Denver voters will weigh in on flavored tobacco ban after ballot petition found sufficient
Denver voters will be asked whether they want to keep or overturn the city’s ban on flavored tobacco after the Denver Elections Division found that a ballot petition by opponents had enough signatures.

Denver voters will be asked whether they want to keep or overturn the city’s ban on flavored tobacco after the Denver Elections Division found that a ballot petition by opponents had enough signatures.
If voters reject the ban, it would roll back a near-unanimous vote of the City Council in December to prohibit sales of nearly all flavored tobacco and nicotine products in the city. Council members sided with public health and children’s advocates who argued the products lure young children into using an addictive product.
In March, a coalition of Denver vape stores called “Citizen Power!” submitted 17,000 signatures in hopes of landing on the ballot. The city had 25 days to verify that at least 9,494 of them came from eligible voters.
Ben Warwick, a spokesman for the Denver Clerk and Recorder’s Office, said Wednesday that the petition had been declared sufficient. The office is waiting until a protest period ends Friday to notify the council.
The ballot question, as stated on the petition, asks voters whether they want to retain the ordinance. It will be up to the council to determine the election date; the next regular election is Nov. 4.
In a statement about the ballot question, one member of the coalition — vape store owner Phil Guerin — called the ban “misguided” and said it would “bankrupt hundreds of small family-owned and minority-owned businesses.”
“This ban is an attack on family-owned businesses already struggling with rising costs and inflation,” said Guerin, the owner of Myxed Up Creations. “It won’t stop people from buying these products — it will just send them to Lakewood and Aurora, leaving Denver businesses and the city’s economy to suffer.”
Tobacco companies and groups representing retailers of the products mounted a significant lobbying effort when the council was considering the ban. It largely fell on deaf ears and only one council member, Kevin Flynn, voted against it.
Flynn said he believed the ban would create a black market for the products. However, Denver police officials told the council that they weren’t worried about that possibility in March.
The new law, which took effect March 18, requires retailers to remove flavored tobacco products from shelves, including e-cigarettes, vaporizer cartridges and nicotine pouches as well as menthol cigarettes.
The Denver Department of Public Health and Environment is set to begin “soft enforcement” of the law July 1, said Ryann Money, a spokesman for the department. At that point, retailers found to be out of compliance with the law will receive a written warning.

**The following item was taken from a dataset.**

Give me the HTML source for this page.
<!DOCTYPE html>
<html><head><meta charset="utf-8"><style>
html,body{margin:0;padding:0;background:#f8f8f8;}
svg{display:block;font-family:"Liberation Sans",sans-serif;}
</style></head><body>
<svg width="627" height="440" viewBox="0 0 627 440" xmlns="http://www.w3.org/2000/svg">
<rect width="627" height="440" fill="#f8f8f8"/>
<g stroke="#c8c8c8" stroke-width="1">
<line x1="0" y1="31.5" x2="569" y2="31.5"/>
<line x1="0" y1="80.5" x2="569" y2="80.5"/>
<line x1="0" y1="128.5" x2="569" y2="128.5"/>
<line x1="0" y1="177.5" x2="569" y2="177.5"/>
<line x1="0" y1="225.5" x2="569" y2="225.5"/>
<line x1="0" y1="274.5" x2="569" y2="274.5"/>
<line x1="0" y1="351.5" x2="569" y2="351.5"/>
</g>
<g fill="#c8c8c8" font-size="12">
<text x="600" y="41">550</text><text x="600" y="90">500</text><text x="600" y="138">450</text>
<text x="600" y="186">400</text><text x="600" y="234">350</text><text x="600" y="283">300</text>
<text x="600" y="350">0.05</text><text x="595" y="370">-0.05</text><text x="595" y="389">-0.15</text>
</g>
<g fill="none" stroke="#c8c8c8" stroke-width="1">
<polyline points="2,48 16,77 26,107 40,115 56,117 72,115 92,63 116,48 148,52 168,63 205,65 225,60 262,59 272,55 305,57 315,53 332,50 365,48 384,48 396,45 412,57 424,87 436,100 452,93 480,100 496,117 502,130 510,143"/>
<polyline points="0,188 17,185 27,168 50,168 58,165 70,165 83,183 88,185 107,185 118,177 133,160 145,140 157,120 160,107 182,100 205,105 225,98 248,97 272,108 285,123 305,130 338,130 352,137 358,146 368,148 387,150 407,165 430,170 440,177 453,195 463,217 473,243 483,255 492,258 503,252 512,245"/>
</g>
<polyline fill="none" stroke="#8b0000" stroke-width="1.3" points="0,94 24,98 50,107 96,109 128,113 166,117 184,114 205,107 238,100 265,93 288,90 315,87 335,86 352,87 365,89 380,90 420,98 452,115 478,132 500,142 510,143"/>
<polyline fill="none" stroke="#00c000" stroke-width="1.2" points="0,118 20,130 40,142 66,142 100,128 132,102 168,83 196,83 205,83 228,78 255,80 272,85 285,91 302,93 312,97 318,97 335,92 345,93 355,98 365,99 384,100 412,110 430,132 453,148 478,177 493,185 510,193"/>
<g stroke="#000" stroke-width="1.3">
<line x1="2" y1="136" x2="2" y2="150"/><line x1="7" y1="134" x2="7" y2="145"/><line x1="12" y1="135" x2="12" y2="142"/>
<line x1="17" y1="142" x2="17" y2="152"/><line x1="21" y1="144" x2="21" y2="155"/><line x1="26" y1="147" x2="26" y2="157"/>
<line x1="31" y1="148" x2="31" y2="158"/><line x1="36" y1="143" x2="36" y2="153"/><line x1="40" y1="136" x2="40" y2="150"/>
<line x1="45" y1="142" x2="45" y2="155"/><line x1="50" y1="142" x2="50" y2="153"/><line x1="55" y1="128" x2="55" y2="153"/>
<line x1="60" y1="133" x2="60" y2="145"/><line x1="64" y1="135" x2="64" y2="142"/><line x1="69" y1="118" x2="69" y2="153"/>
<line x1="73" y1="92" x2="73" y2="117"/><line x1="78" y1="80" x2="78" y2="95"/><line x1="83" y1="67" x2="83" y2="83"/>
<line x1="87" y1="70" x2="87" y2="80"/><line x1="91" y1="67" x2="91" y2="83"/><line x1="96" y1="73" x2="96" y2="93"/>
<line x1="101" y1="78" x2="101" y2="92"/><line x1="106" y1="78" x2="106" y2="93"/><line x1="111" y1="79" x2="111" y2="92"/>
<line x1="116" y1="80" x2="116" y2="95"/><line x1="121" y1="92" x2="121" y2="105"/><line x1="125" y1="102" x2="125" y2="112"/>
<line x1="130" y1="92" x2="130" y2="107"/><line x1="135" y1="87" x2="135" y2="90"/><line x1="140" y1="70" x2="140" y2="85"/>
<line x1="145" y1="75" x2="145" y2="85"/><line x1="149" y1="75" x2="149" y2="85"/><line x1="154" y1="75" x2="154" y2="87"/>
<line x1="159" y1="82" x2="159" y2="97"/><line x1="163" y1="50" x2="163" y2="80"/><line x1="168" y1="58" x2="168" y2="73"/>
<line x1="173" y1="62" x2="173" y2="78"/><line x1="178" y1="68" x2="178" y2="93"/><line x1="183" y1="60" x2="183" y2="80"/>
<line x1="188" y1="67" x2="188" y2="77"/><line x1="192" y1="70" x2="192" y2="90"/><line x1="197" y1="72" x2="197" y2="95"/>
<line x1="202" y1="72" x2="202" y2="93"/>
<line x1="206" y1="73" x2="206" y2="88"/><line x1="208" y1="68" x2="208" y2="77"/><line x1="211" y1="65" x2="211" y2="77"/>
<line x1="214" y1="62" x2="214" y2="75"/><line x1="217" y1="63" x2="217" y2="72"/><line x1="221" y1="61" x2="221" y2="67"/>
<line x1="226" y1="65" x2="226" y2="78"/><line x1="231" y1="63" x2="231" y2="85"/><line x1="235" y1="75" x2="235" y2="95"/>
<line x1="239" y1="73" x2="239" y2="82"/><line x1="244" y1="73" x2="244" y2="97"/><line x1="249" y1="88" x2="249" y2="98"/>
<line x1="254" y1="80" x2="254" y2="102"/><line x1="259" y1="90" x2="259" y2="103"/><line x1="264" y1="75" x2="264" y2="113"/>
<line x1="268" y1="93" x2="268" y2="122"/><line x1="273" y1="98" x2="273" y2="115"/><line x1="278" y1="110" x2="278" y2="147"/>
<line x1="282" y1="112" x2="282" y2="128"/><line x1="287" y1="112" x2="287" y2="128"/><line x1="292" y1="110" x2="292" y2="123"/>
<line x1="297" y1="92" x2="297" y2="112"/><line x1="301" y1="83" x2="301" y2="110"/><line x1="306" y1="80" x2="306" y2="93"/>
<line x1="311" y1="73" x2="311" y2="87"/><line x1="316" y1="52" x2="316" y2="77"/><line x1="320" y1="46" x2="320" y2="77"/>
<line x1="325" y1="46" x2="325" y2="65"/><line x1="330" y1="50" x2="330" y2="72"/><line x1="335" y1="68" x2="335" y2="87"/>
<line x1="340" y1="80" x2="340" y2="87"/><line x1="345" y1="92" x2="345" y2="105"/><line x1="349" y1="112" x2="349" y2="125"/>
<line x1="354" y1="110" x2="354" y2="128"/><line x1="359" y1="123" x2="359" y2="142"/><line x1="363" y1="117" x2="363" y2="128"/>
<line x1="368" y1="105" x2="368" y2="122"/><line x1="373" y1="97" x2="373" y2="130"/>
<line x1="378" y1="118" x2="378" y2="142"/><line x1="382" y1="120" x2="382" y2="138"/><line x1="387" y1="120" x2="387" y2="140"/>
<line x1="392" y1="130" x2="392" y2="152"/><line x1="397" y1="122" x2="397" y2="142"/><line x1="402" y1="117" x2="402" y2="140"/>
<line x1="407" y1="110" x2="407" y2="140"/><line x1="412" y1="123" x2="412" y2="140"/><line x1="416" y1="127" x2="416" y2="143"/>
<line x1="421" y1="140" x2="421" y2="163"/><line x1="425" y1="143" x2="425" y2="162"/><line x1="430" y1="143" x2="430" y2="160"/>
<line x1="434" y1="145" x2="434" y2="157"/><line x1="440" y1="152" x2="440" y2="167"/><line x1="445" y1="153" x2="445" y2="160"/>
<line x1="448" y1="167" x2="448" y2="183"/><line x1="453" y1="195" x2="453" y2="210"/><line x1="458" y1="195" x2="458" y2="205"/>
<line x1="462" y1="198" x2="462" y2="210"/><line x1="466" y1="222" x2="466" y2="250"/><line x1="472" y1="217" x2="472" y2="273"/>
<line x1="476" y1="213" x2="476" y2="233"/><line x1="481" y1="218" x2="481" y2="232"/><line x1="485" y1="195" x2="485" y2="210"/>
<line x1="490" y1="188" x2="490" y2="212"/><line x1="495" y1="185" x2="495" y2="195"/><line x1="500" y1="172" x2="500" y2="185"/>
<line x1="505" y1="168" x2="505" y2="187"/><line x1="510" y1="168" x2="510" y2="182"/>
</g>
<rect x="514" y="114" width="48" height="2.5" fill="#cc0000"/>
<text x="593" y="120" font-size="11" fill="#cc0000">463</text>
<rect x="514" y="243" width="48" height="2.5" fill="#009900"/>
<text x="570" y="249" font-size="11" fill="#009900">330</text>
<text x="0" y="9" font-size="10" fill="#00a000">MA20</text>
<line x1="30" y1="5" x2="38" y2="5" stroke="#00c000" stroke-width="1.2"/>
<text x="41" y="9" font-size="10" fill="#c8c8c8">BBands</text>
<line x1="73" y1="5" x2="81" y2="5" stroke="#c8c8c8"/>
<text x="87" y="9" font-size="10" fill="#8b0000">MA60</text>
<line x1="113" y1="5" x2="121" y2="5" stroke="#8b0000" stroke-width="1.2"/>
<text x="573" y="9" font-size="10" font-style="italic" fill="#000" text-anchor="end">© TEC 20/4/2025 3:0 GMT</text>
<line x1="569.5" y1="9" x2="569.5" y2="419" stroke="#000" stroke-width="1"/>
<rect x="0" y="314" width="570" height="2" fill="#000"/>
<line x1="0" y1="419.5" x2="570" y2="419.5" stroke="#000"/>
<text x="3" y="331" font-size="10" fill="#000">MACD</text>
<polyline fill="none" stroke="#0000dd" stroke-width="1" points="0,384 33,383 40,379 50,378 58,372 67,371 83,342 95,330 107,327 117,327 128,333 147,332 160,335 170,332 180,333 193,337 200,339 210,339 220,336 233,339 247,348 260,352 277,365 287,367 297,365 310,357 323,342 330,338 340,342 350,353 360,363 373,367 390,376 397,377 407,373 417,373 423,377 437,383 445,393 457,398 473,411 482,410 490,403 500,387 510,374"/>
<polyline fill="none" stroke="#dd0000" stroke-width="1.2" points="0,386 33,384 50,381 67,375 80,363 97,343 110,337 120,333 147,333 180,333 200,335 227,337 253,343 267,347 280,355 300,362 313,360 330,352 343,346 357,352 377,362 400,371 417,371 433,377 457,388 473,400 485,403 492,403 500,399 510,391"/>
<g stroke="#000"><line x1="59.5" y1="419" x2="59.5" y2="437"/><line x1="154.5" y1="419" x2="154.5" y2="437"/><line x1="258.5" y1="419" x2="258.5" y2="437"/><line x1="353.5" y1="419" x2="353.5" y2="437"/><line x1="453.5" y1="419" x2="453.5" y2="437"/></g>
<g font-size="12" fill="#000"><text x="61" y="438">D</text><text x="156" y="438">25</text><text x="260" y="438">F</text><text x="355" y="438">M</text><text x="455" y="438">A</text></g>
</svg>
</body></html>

On Jan. 1, DDPHE plans to begin issuing fines and license suspensions for retailers found selling flavored tobacco products.
“DDPHE will continue education and outreach to retailers during this transition,” Money said in an email.
In 2021, a previous iteration of the council also approved a flavored tobacco ban. Then-Mayor Michael Hancock vetoed the decision, though, citing the negative impact on small businesses. Last year, Mayor Mike Johnston signed off on the new ban ordinance.